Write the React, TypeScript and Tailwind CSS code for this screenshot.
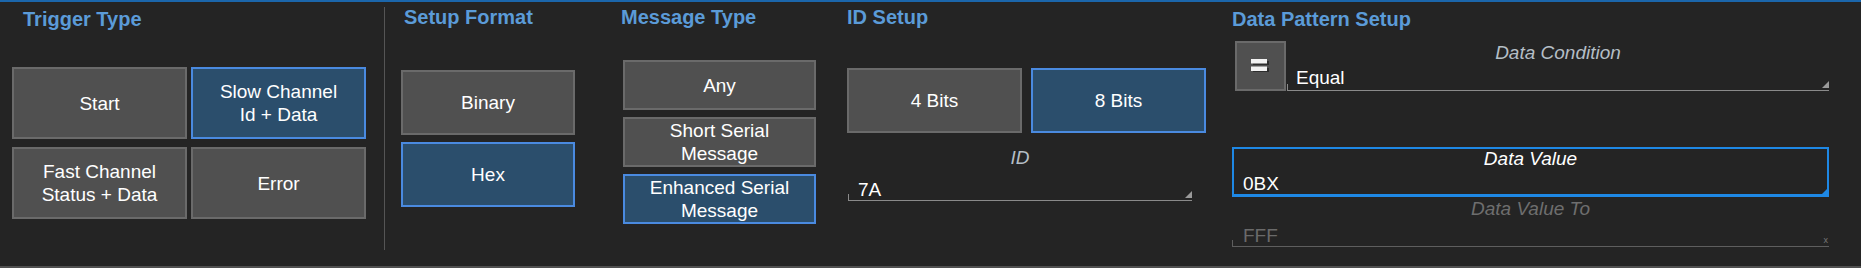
const font = "font-['Liberation_Sans',Arial,sans-serif]"

function Header({ text, className }: { text: string; className?: string }) {
  return (
    <h2 className={`text-[20px] leading-[24px] font-bold text-[#5b9bd8] whitespace-nowrap ${className ?? ""}`}>
      {text}
    </h2>
  )
}

function Btn({ lines, active, className }: { lines: string[]; active?: boolean; className?: string }) {
  return (
    <div
      className={`flex flex-col items-center justify-center text-center border-2 text-[19px] leading-[23px] text-white ${
        active ? "bg-[#2b4e6c] border-[#4a8ae0]" : "bg-[#505050] border-[#6a6a6a]"
      } ${className ?? ""}`}
    >
      {lines.map((l) => (
        <span key={l}>{l}</span>
      ))}
    </div>
  )
}

function Corner({ color }: { color: string }) {
  return (
    <svg className="absolute right-0 bottom-[2px]" width="7" height="7" viewBox="0 0 7 7">
      <polygon points="7,0 7,7 0,7" fill={color} />
    </svg>
  )
}

export default function App() {
  return (
    <div
      className={`${font} w-[1861px] h-[268px] box-border bg-[#242424] border-t-2 border-t-[#1b66ab] border-b-2 border-b-[#505050] flex items-start overflow-hidden`}
    >
      {/* Trigger Type */}
      <div className="w-[384px] shrink-0 flex flex-col">
        <Header text="Trigger Type" className="mt-[5px] ml-[23px]" />
        <div className="mt-[36px] ml-[12px] grid grid-cols-[175px_175px] grid-rows-[72px_72px] gap-x-[4px] gap-y-[8px]">
          <Btn lines={["Start"]} />
          <Btn lines={["Slow Channel", "Id + Data"]} active />
          <Btn lines={["Fast Channel", "Status + Data"]} />
          <Btn lines={["Error"]} />
        </div>
      </div>

      <div className="w-px h-[243px] mt-[5px] bg-[#555555] shrink-0" />

      {/* Setup Format */}
      <div className="w-[236px] shrink-0 flex flex-col">
        <Header text="Setup Format" className="mt-[3px] ml-[19px]" />
        <div className="mt-[41px] ml-[16px] flex flex-col gap-[7px]">
          <Btn lines={["Binary"]} className="w-[174px] h-[65px]" />
          <Btn lines={["Hex"]} active className="w-[174px] h-[65px]" />
        </div>
      </div>

      {/* Message Type */}
      <div className="w-[226px] shrink-0 flex flex-col">
        <Header text="Message Type" className="mt-[3px]" />
        <div className="mt-[31px] ml-[2px] flex flex-col gap-[7px]">
          <Btn lines={["Any"]} className="w-[193px] h-[50px]" />
          <Btn lines={["Short Serial", "Message"]} className="w-[193px] h-[50px]" />
          <Btn lines={["Enhanced Serial", "Message"]} active className="w-[193px] h-[50px]" />
        </div>
      </div>

      {/* ID Setup */}
      <div className="w-[385px] shrink-0 flex flex-col">
        <Header text="ID Setup" className="mt-[3px]" />
        <div className="mt-[39px] flex gap-[9px]">
          <Btn lines={["4 Bits"]} className="w-[175px] h-[65px]" />
          <Btn lines={["8 Bits"]} active className="w-[175px] h-[65px]" />
        </div>
        <div className="mt-[13px] ml-[1px] w-[344px] text-center italic text-[19px] leading-[24px] text-[#b4bec6]">ID</div>
        <div className="relative mt-[8px] ml-[1px] w-[344px] h-[23px] border-b border-[#8a8a8a]">
          <div className="absolute left-0 bottom-0 w-px h-[6px] bg-[#8a8a8a]" />
          <span className="block pl-[10px] text-[19px] leading-[24px] text-white">7A</span>
          <Corner color="#9a9a9a" />
        </div>
      </div>

      {/* Data Pattern Setup */}
      <div className="flex-1 flex flex-col">
        <Header text="Data Pattern Setup" className="mt-[5px]" />
        <div className="mt-[10px] flex items-start">
          <div className="ml-[3px] w-[51px] h-[50px] bg-[#505050] border-2 border-[#6a6a6a] flex items-center justify-center">
            <svg width="20" height="16" viewBox="0 0 20 16">
              <rect x="2" y="3" width="16" height="4" fill="#111" opacity="0.55" />
              <rect x="2" y="10" width="16" height="4" fill="#111" opacity="0.55" />
              <rect x="0" y="1" width="16" height="4.5" fill="#f2f2f2" />
              <rect x="0" y="8.5" width="16" height="4.5" fill="#f2f2f2" />
            </svg>
          </div>
          <div className="ml-[1px] w-[542px] flex flex-col">
            <div className="h-[24px] text-center italic text-[19px] leading-[24px] text-[#b4bec6]">Data Condition</div>
            <div className="relative h-[26px] border-b border-[#8a8a8a]">
              <div className="absolute left-0 bottom-0 w-px h-[6px] bg-[#8a8a8a]" />
              <span className="block pt-[1px] pl-[9px] text-[19px] leading-[24px] text-white">Equal</span>
              <Corner color="#9a9a9a" />
            </div>
          </div>
        </div>

        <div className="relative mt-[56px] w-[597px] h-[50px] box-border border-2 border-b-[3px] border-[#1e88e5] flex flex-col">
          <div className="text-center italic text-[19px] leading-[20px] text-white">Data Value</div>
          <div className="mt-[5px] pl-[9px] text-[19px] leading-[20px] text-white">0BX</div>
          <svg className="absolute right-0 bottom-0" width="5" height="5" viewBox="0 0 5 5">
            <polygon points="5,0 5,5 0,5" fill="#1e88e5" />
          </svg>
        </div>

        <div className="mt-[2px] w-[597px] text-center italic text-[19px] leading-[20px] text-[#6e6e6e]">Data Value To</div>
        <div className="relative mt-[7px] w-[597px] h-[21px] border-b border-[#5e5e5e]">
          <div className="absolute left-0 bottom-0 w-px h-[6px] bg-[#5e5e5e]" />
          <span className="block pl-[11px] text-[19px] leading-[20px] text-[#6a6a6a]">FFF</span>
          <span className="absolute right-[1px] bottom-[1px] text-[9px] leading-[9px] text-[#777777]">x</span>
        </div>
      </div>
    </div>
  )
}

+ + +

Give the data again exactly as written, with all pictures left out.

SOLUTION FOR THIS TASK =>
Write the React, TypeScript and Tailwind CSS code for this screenshot.
const font = "font-['Liberation_Sans',Arial,sans-serif]"

function Header({ text, className }: { text: string; className?: string }) {
  return (
    <h2 className={`text-[20px] leading-[24px] font-bold text-[#5b9bd8] whitespace-nowrap ${className ?? ""}`}>
      {text}
    </h2>
  )
}

function Btn({ lines, active, className }: { lines: string[]; active?: boolean; className?: string }) {
  return (
    <div
      className={`flex flex-col items-center justify-center text-center border-2 text-[19px] leading-[23px] text-white ${
        active ? "bg-[#2b4e6c] border-[#4a8ae0]" : "bg-[#505050] border-[#6a6a6a]"
      } ${className ?? ""}`}
    >
      {lines.map((l) => (
        <span key={l}>{l}</span>
      ))}
    </div>
  )
}

function Corner({ color }: { color: string }) {
  return (
    <svg className="absolute right-0 bottom-[2px]" width="7" height="7" viewBox="0 0 7 7">
      <polygon points="7,0 7,7 0,7" fill={color} />
    </svg>
  )
}

export default function App() {
  return (
    <div
      className={`${font} w-[1861px] h-[268px] box-border bg-[#242424] border-t-2 border-t-[#1b66ab] border-b-2 border-b-[#505050] flex items-start overflow-hidden`}
    >
      {/* Trigger Type */}
      <div className="w-[384px] shrink-0 flex flex-col">
        <Header text="Trigger Type" className="mt-[5px] ml-[23px]" />
        <div className="mt-[36px] ml-[12px] grid grid-cols-[175px_175px] grid-rows-[72px_72px] gap-x-[4px] gap-y-[8px]">
          <Btn lines={["Start"]} />
          <Btn lines={["Slow Channel", "Id + Data"]} active />
          <Btn lines={["Fast Channel", "Status + Data"]} />
          <Btn lines={["Error"]} />
        </div>
      </div>

      <div className="w-px h-[243px] mt-[5px] bg-[#555555] shrink-0" />

      {/* Setup Format */}
      <div className="w-[236px] shrink-0 flex flex-col">
        <Header text="Setup Format" className="mt-[3px] ml-[19px]" />
        <div className="mt-[41px] ml-[16px] flex flex-col gap-[7px]">
          <Btn lines={["Binary"]} className="w-[174px] h-[65px]" />
          <Btn lines={["Hex"]} active className="w-[174px] h-[65px]" />
        </div>
      </div>

      {/* Message Type */}
      <div className="w-[226px] shrink-0 flex flex-col">
        <Header text="Message Type" className="mt-[3px]" />
        <div className="mt-[31px] ml-[2px] flex flex-col gap-[7px]">
          <Btn lines={["Any"]} className="w-[193px] h-[50px]" />
          <Btn lines={["Short Serial", "Message"]} className="w-[193px] h-[50px]" />
          <Btn lines={["Enhanced Serial", "Message"]} active className="w-[193px] h-[50px]" />
        </div>
      </div>

      {/* ID Setup */}
      <div className="w-[385px] shrink-0 flex flex-col">
        <Header text="ID Setup" className="mt-[3px]" />
        <div className="mt-[39px] flex gap-[9px]">
          <Btn lines={["4 Bits"]} className="w-[175px] h-[65px]" />
          <Btn lines={["8 Bits"]} active className="w-[175px] h-[65px]" />
        </div>
        <div className="mt-[13px] ml-[1px] w-[344px] text-center italic text-[19px] leading-[24px] text-[#b4bec6]">ID</div>
        <div className="relative mt-[8px] ml-[1px] w-[344px] h-[23px] border-b border-[#8a8a8a]">
          <div className="absolute left-0 bottom-0 w-px h-[6px] bg-[#8a8a8a]" />
          <span className="block pl-[10px] text-[19px] leading-[24px] text-white">7A</span>
          <Corner color="#9a9a9a" />
        </div>
      </div>

      {/* Data Pattern Setup */}
      <div className="flex-1 flex flex-col">
        <Header text="Data Pattern Setup" className="mt-[5px]" />
        <div className="mt-[10px] flex items-start">
          <div className="ml-[3px] w-[51px] h-[50px] bg-[#505050] border-2 border-[#6a6a6a] flex items-center justify-center">
            <svg width="20" height="16" viewBox="0 0 20 16">
              <rect x="2" y="3" width="16" height="4" fill="#111" opacity="0.55" />
              <rect x="2" y="10" width="16" height="4" fill="#111" opacity="0.55" />
              <rect x="0" y="1" width="16" height="4.5" fill="#f2f2f2" />
              <rect x="0" y="8.5" width="16" height="4.5" fill="#f2f2f2" />
            </svg>
          </div>
          <div className="ml-[1px] w-[542px] flex flex-col">
            <div className="h-[24px] text-center italic text-[19px] leading-[24px] text-[#b4bec6]">Data Condition</div>
            <div className="relative h-[26px] border-b border-[#8a8a8a]">
              <div className="absolute left-0 bottom-0 w-px h-[6px] bg-[#8a8a8a]" />
              <span className="block pt-[1px] pl-[9px] text-[19px] leading-[24px] text-white">Equal</span>
              <Corner color="#9a9a9a" />
            </div>
          </div>
        </div>

        <div className="relative mt-[56px] w-[597px] h-[50px] box-border border-2 border-b-[3px] border-[#1e88e5] flex flex-col">
          <div className="text-center italic text-[19px] leading-[20px] text-white">Data Value</div>
          <div className="mt-[5px] pl-[9px] text-[19px] leading-[20px] text-white">0BX</div>
          <svg className="absolute right-0 bottom-0" width="5" height="5" viewBox="0 0 5 5">
            <polygon points="5,0 5,5 0,5" fill="#1e88e5" />
          </svg>
        </div>

        <div className="mt-[2px] w-[597px] text-center italic text-[19px] leading-[20px] text-[#6e6e6e]">Data Value To</div>
        <div className="relative mt-[7px] w-[597px] h-[21px] border-b border-[#5e5e5e]">
          <div className="absolute left-0 bottom-0 w-px h-[6px] bg-[#5e5e5e]" />
          <span className="block pl-[11px] text-[19px] leading-[20px] text-[#6a6a6a]">FFF</span>
          <span className="absolute right-[1px] bottom-[1px] text-[9px] leading-[9px] text-[#777777]">x</span>
        </div>
      </div>
    </div>
  )
}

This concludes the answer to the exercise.